Lock 4 Canal Park
The Ohio and Eerie Canals were completed in 1832 and established a major transportation route that for a while brought great economic and social growth for the cities that were located along the over 300 miles that the route encompassed. The canal system was built by mostly Irish immigrants and some of them to this day have not left their place of employment. Their job was quite dangerous and very grueling. They wold work for over 12 hours a day, and they were given poor shacks to sleep in with a horrible lack of quality and quantity of food. There were several labor uprisings as a result of this treatment, as well as internal fights among the workers.
The local law enforcement attributed 90 percent of homicides along the canal to drunken fights between the workers. Countless men died from diseases such as malaria and acute diarrhea. When these men died their bodies were buried in mass graves, or sometimes simply shallow unmarked graves along the canal. Along the route of Cleveland to Columbus, there are many tales of ghostly encounters between these workers.

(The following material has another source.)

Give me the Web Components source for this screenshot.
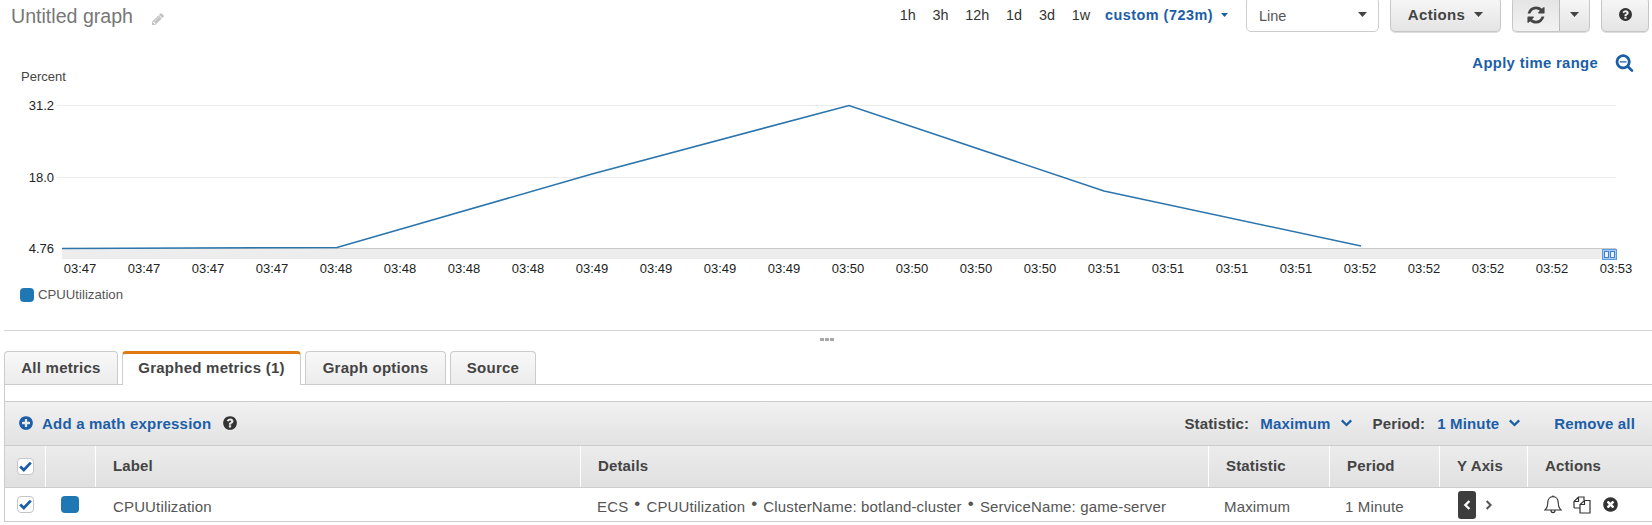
<!DOCTYPE html>
<html lang="en">
<head>
<meta charset="utf-8">
<title>Untitled graph</title>
<style>
html,body{margin:0;padding:0;background:#fff;height:525px;overflow:hidden}
body{font-family:"Liberation Sans",Arial,sans-serif;color:#444;width:1652px}
</style>
</head>
<body>
<cw-graph-header></cw-graph-header>
<cw-chart></cw-chart>
<cw-divider></cw-divider>
<cw-tabs></cw-tabs>
<cw-panel>
  <cw-toolbar></cw-toolbar>
  <cw-metric-table></cw-metric-table>
</cw-panel>
<script>
const P={
 pencil:"M491 1536l91-91-235-235-91 91v107h128v128h107zm523-928q0-22-22-22-10 0-17 7l-542 542q-7 7-7 17 0 22 22 22 10 0 17-7l542-542q7-7 7-17zm-54-192l416 416-832 832h-416v-416zm683 96q0 53-37 90l-166 166-416-416 166-165q36-38 90-38 53 0 91 38l235 234q37 39 37 91z",
 refresh:"M1639 1056q0 5-1 7-64 268-268 434.5t-478 166.5q-146 0-282.5-55t-243.5-157l-129 129q-19 19-45 19t-45-19-19-45v-448q0-26 19-45t45-19h448q26 0 45 19t19 45-19 45l-137 137q71 66 161 102t187 36q134 0 250-65t186-179q11-17 53-117 8-23 30-23h192q13 0 22.5 9.5t9.5 22.5zm25-800v448q0 26-19 45t-45 19h-448q-26 0-45-19t-19-45 19-45l138-138q-148-137-349-137-134 0-250 65t-186 179q-11 17-53 117-8 23-30 23h-199q-13 0-22.5-9.5t-9.5-22.5v-7q65-268 270-434.5t480-166.5q146 0 284 55.5t245 156.5l130-129q19-19 45-19t45 19 19 45z",
 question:"M1024 1376v-192q0-14-9-23t-23-9h-192q-14 0-23 9t-9 23v192q0 14 9 23t23 9h192q14 0 23-9t9-23zm256-672q0-88-55.5-163t-138.5-116-170-41q-243 0-371 213-15 24 8 43l132 100q7 6 19 6 16 0 25-12 53-68 86-92 34-24 86-24 48 0 85.5 26t37.5 59q0 38-20 61t-68 45q-63 28-115.5 86.5t-52.5 125.5v36q0 14 9 23t23 9h192q14 0 23-9t9-23q0-19 21.5-49.5t54.5-49.5q32-18 49-28.5t46-35 44.5-48 28-60.5 12.5-81zm384 192q0 209-103 385.5t-279.5 279.5-385.5 103-385.5-103-279.5-279.5-103-385.5 103-385.5 279.5-279.5 385.5-103 385.5 103 279.5 279.5 103 385.5z",
 plus:"M1344 960v-128q0-26-19-45t-45-19h-256v-256q0-26-19-45t-45-19h-128q-26 0-45 19t-19 45v256h-256q-26 0-45 19t-19 45v128q0 26 19 45t45 19h256v256q0 26 19 45t45 19h128q26 0 45-19t19-45v-256h256q26 0 45-19t19-45zm320-64q0 209-103 385.5t-279.5 279.5-385.5 103-385.5-103-279.5-279.5-103-385.5 103-385.5 279.5-279.5 385.5-103 385.5 103 279.5 279.5 103 385.5z",
 times:"M1277 1122q0-26-19-45l-181-181 181-181q19-19 19-45 0-27-19-46l-90-90q-19-19-46-19-26 0-45 19l-181 181-181-181q-19-19-45-19-27 0-46 19l-90 90q-19 19-19 46 0 26 19 45l181 181-181 181q-19 19-19 45 0 27 19 46l90 90q19 19 46 19 26 0 45-19l181-181 181 181q19 19 45 19 27 0 46-19l90-90q19-19 19-46zm387-226q0 209-103 385.5t-279.5 279.5-385.5 103-385.5-103-279.5-279.5-103-385.5 103-385.5 279.5-279.5 385.5-103 385.5 103 279.5 279.5 103 385.5z",
 searchMinus:"M1088 800v64q0 13-9.5 22.5t-22.5 9.5h-576q-13 0-22.5-9.5t-9.5-22.5v-64q0-13 9.5-22.5t22.5-9.5h576q13 0 22.5 9.5t9.5 22.5zm128 32q0-185-131.5-316.5t-316.5-131.5-316.5 131.5-131.5 316.5 131.5 316.5 316.5 131.5 316.5-131.5 131.5-316.5zm512 832q0 53-37.5 90.5t-90.5 37.5q-54 0-90-38l-343-342q-179 124-399 124-143 0-273.5-55.5t-225-150-150-225-55.5-273.5 55.5-273.5 150-225 225-150 273.5-55.5 273.5 55.5 225 150 150 225 55.5 273.5q0 220-124 399l343 343q37 37 37 90z"
};
const fa=(n,s,c)=>`<svg width="${s}" height="${s}" viewBox="0 0 1792 1792" style="display:block;flex:none"><path fill="${c}" d="${P[n]}"/></svg>`;
const caret=(c,w=9)=>`<svg width="${w}" height="${w>7?5:4}" viewBox="0 0 11 6" preserveAspectRatio="none" style="display:block;flex:none"><path fill="${c}" d="M0 0h11L5.500 6z"/></svg>`;
const chev=c=>`<svg width="11" height="8" viewBox="0 0 11 8" style="display:block;flex:none"><path fill="none" stroke="${c}" stroke-width="2.300" d="M.8 1.400L5.500 6l4.700-4.600"/></svg>`;
const check=`<svg width="13" height="11" viewBox="0 0 13 11" style="display:block"><path fill="none" stroke="#1b5ea8" stroke-width="2.800" d="M1.200 5.600l3.600 3.400L11.800 1.600"/></svg>`;
function def(name,css,html){
  customElements.define(name,class extends HTMLElement{
    constructor(){super();const r=this.attachShadow({mode:"open"});
      r.innerHTML=`<style>${css}</style>${html}`;}
  });
}
const BLUE="#1b5ea8",FONT=`font-family:"Liberation Sans",Arial,sans-serif;`;

def("cw-btn",`
:host{display:flex;align-items:center;justify-content:center;box-sizing:border-box;height:35px;border:1px solid #c6c6c6;border-radius:5px;
 background:linear-gradient(#f7f7f7,#e4e4e4);color:#444;font:bold 15px "Liberation Sans",Arial,sans-serif;letter-spacing:.35px;gap:9px;box-shadow:0 1px 0 #ddd}
`,`<slot></slot>`);

def("cw-graph-header",`
:host{display:flex;align-items:center;height:35px;margin-top:-3px;${FONT}position:relative}
.title{font-size:19.6px;color:#777;margin-left:11px;position:relative;top:2px}
.pen{margin-left:18px;position:relative;top:4px}
.grow{flex:1}
.range{display:flex;gap:16.8px;font-size:14.4px;color:#333;align-items:center;margin-right:18px}
.custom{color:${BLUE};font-weight:bold;letter-spacing:.5px;display:flex;align-items:center;gap:8px;margin-left:-2px}
.sel{box-sizing:border-box;width:133px;height:35px;border:1px solid #ccc;border-radius:5px;background:#fff;display:flex;align-items:center;justify-content:space-between;padding:0 11px 0 12px;font-size:14.5px;color:#555;margin-right:11px}
.sel span{position:relative;top:1px}
.act{width:111px;margin-right:11px}
.rf{width:48px;border-radius:5px 0 0 5px;background:linear-gradient(#e4e4e4,#f2f2f2);border-right:1px solid #bbb}
.dd{width:30px;border-radius:0 5px 5px 0;border-left:0;margin-right:11px}
.help{width:48px;margin-right:3px}
`,`<span class="title">Untitled graph</span><span class="pen">${fa("pencil",14,"#c4c4c4")}</span><span class="grow"></span>
<div class="range"><span>1h</span><span>3h</span><span>12h</span><span>1d</span><span>3d</span><span>1w</span><span class="custom">custom (723m) ${caret(BLUE,7)}</span></div>
<div class="sel"><span>Line</span>${caret("#444")}</div>
<cw-btn class="act">Actions ${caret("#444")}</cw-btn>
<cw-btn class="rf">${fa("refresh",20,"#444")}</cw-btn><cw-btn class="dd">${caret("#444")}</cw-btn>
<cw-btn class="help">${fa("question",15,"#333")}</cw-btn>`);

const ticks=["47","47","47","47","48","48","48","48","49","49","49","49","50","50","50","50","51","51","51","51","52","52","52","52","53"];
def("cw-chart",`
:host{display:block;height:298px;position:relative;${FONT}}
svg.c{display:block;position:absolute;left:0;top:0}
text{font:13px "Liberation Sans",Arial,sans-serif;fill:#222}
.apply{position:absolute;top:15px;right:18px;height:30px;display:flex;align-items:center;gap:17px;color:${BLUE};font-weight:bold;font-size:14.8px;letter-spacing:.35px}
.apply span{position:relative;top:1px}
.legend{position:absolute;left:20px;top:255px;display:flex;align-items:center;gap:4px;font-size:13.2px;color:#555}
.sw{width:14px;height:14px;border-radius:4px;background:#1f77b4}
`,`<svg class="c" width="1652" height="262" viewBox="0 32 1652 262">
<line x1="57" x2="1616" y1="105.5" y2="105.5" stroke="#ececec"/>
<line x1="57" x2="1616" y1="177.5" y2="177.5" stroke="#ececec"/>
<rect x="62" y="248" width="1554" height="11" fill="#ededed"/>
<line x1="62" x2="1616" y1="248.5" y2="248.5" stroke="#c9c9c9"/>
<rect x="1602.5" y="249.5" width="14" height="10" fill="#a9ccf0" stroke="#5a9ae0"/>
<rect x="1604.5" y="251.5" width="4" height="6" fill="#eaf3fc" stroke="#3f80cc"/><rect x="1610.5" y="251.5" width="4" height="6" fill="#eaf3fc" stroke="#3f80cc"/>
<polyline fill="none" stroke="#2a75ad" stroke-width="1.6" points="62,248.500 337,247.500 592,174 849,105.500 1104,191 1361,246"/>
<text x="21" y="81" style="fill:#444">Percent</text>
<text x="54" y="110" text-anchor="end">31.2</text><text x="54" y="182" text-anchor="end">18.0</text><text x="54" y="252.500" text-anchor="end">4.76</text>
${ticks.map((t,i)=>`<text x="${80+64*i}" y="273" text-anchor="middle">03:${t}</text>`).join("")}
</svg>
<div class="apply"><span>Apply time range</span>${fa("searchMinus",19,BLUE)}</div>
<div class="legend"><span class="sw"></span><span>CPUUtilization</span></div>`);

def("cw-divider",`
:host{display:block;height:21px;position:relative;margin-left:4px;border-top:1px solid #d4d4d4;box-sizing:border-box}
.g{position:absolute;left:816px;top:7px;display:flex;gap:1px}
.g i{width:4px;height:3px;background:#a8a8a8;display:block}
`,`<div class="g"><i></i><i></i><i></i></div>`);

def("cw-tab",`
:host{display:flex;align-items:center;justify-content:center;box-sizing:border-box;height:33px;padding-bottom:2px;border:1px solid #ccc;border-bottom:0;border-radius:4px 4px 0 0;background:linear-gradient(#f8f8f8,#ececec);
 font:bold 15px "Liberation Sans",Arial,sans-serif;letter-spacing:.25px;color:#444}
:host([active]){background:#fff;border-top:3px solid #e07b13;height:34px;padding-bottom:4px;margin-bottom:-1px;position:relative;z-index:1}
`,`<slot></slot>`);

def("cw-tabs",`
:host{display:flex;gap:4px;padding-left:4px;height:33px;position:relative}
`,`<cw-tab style="width:114px">All metrics</cw-tab><cw-tab active style="width:179px">Graphed metrics (1)</cw-tab><cw-tab style="width:141px">Graph options</cw-tab><cw-tab style="width:86px">Source</cw-tab>`);

def("cw-panel",`
:host{display:block;margin-left:4px;border-top:1px solid #ccc;border-left:1px solid #ccc;padding-top:16px;box-sizing:border-box}
`,`<slot></slot>`);

def("cw-toolbar",`
:host{display:flex;align-items:center;height:44px;box-sizing:border-box;border-top:1px solid #ccc;background:linear-gradient(#f1f1f1,#e2e2e2);padding:0 17px 1px 13px;${FONT}font-weight:bold;font-size:15px;letter-spacing:.15px;color:#444}
a{color:${BLUE};text-decoration:none}
.add{margin-left:8px;letter-spacing:.2px}.q{margin-left:11px}.g{flex:1}
`,`${fa("plus",16,BLUE)}<a class="add">Add a math expression</a><span class="q">${fa("question",16,"#333")}</span><span class="g"></span>
<span>Statistic:</span><a style="margin-left:11px">Maximum</a><span style="margin-left:10px">${chev(BLUE)}</span>
<span style="margin-left:21px">Period:</span><a style="margin-left:12px">1 Minute</a><span style="margin-left:10px">${chev(BLUE)}</span>
<a style="margin-left:34px">Remove all</a>`);

def("cw-check",`
:host{display:flex;align-items:center;justify-content:center;box-sizing:border-box;width:17px;height:17px;border:1px solid #c4c4c4;border-radius:4px;background:#fff}
`,check);

const cols="40px 50px 485px 628px 121px 110px 88px 1fr";
def("cw-metric-table",`
:host{display:block;${FONT}font-size:15px;color:#555}
.r{display:grid;grid-template-columns:${cols};align-items:stretch}
.h{height:43px;box-sizing:border-box;border-top:1px solid #ccc;border-bottom:1px solid #ccc;background:linear-gradient(#ececec,#e0e0e0);font-weight:bold;color:#444;letter-spacing:.15px}
.h>div{display:flex;align-items:center;padding-left:17px;padding-bottom:2px;border-left:1px solid #fff;box-sizing:border-box}
.h>div:first-child,.b>div:first-child{border-left:0;padding-left:12px}
.h>div:first-child{padding-bottom:0}
.b{height:34px;box-sizing:border-box;border-bottom:1px solid #ccc;letter-spacing:.15px}
.b>div{display:flex;align-items:center;padding-left:17px;box-sizing:border-box}
.b>.t{padding-top:3px}
.sw{width:18px;height:17px;border-radius:4px;background:#1f77b4}
.dot{font-size:17px;margin:0 6px;position:relative;top:-2px}
.ya{width:18px;height:28px;border-radius:3px;background:#3d3d3d;display:flex;align-items:center;justify-content:center}
`,`<div class="r h"><div><cw-check></cw-check></div><div></div><div>Label</div><div>Details</div><div>Statistic</div><div>Period</div><div>Y Axis</div><div>Actions</div></div>
<div class="r b"><div><cw-check></cw-check></div><div style="padding-left:16px"><span class="sw"></span></div><div class="t" style="padding-left:18px">CPUUtilization</div>
<div class="t" style="padding-left:17px;white-space:nowrap">ECS<span class="dot">•</span>CPUUtilization<span class="dot">•</span>ClusterName: botland-cluster<span class="dot">•</span>ServiceName: game-server</div>
<div class="t" style="padding-left:16px">Maximum</div><div class="t" style="padding-left:16px">1 Minute</div>
<div style="padding-left:19px"><span class="ya"><svg width="8" height="12" viewBox="0 0 8 12"><path fill="none" stroke="#fff" stroke-width="2.400" d="M6.400 2L2.400 6l4 4"/></svg></span><svg style="margin-left:9px" width="8" height="12" viewBox="0 0 8 12"><path fill="none" stroke="#555" stroke-width="2" d="M1.600 2l4 4-4 4"/></svg></div>
<div style="padding-left:17px;gap:11px">
<svg width="18" height="19" viewBox="0 0 18 19" style="flex:none"><path fill="none" stroke="#333" stroke-width="1.200" d="M1 15c2.200-2 2.800-4.200 2.800-7.500C3.800 4 6 1.700 9 1.700S14.200 4 14.200 7.500c0 3.300.6 5.500 2.800 7.500zM7 15.300c0 3 4 3 4 0M9 1.700V.6"/></svg>
<svg width="18" height="18" viewBox="0 0 18 18" style="flex:none"><path fill="#fff" stroke="#333" stroke-width="1.200" d="M1 12V5.500L5.500 1H11v3.500M1 12h6M5.500 1v4.500H1"/><path fill="#fff" stroke="#333" stroke-width="1.200" d="M7 17V8.500L11.500 4.500H17V17zM7 8.500h4.500v-4"/></svg>
${fa("times",17,"#333")}</div></div>`);
</script>
</body>
</html>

However, Lock 4 is different from all the others, located just south of Canal Fulton. In 1857, the canal manager of Lock 4 learned that the lock was going to be shut down. He was so upset that he was going to lose his job that he went insane, killing workers of the lock and then finally killing himself by pouring acid all over his body. His ghost has been reported there, and his old office carries an ominous and evil presence.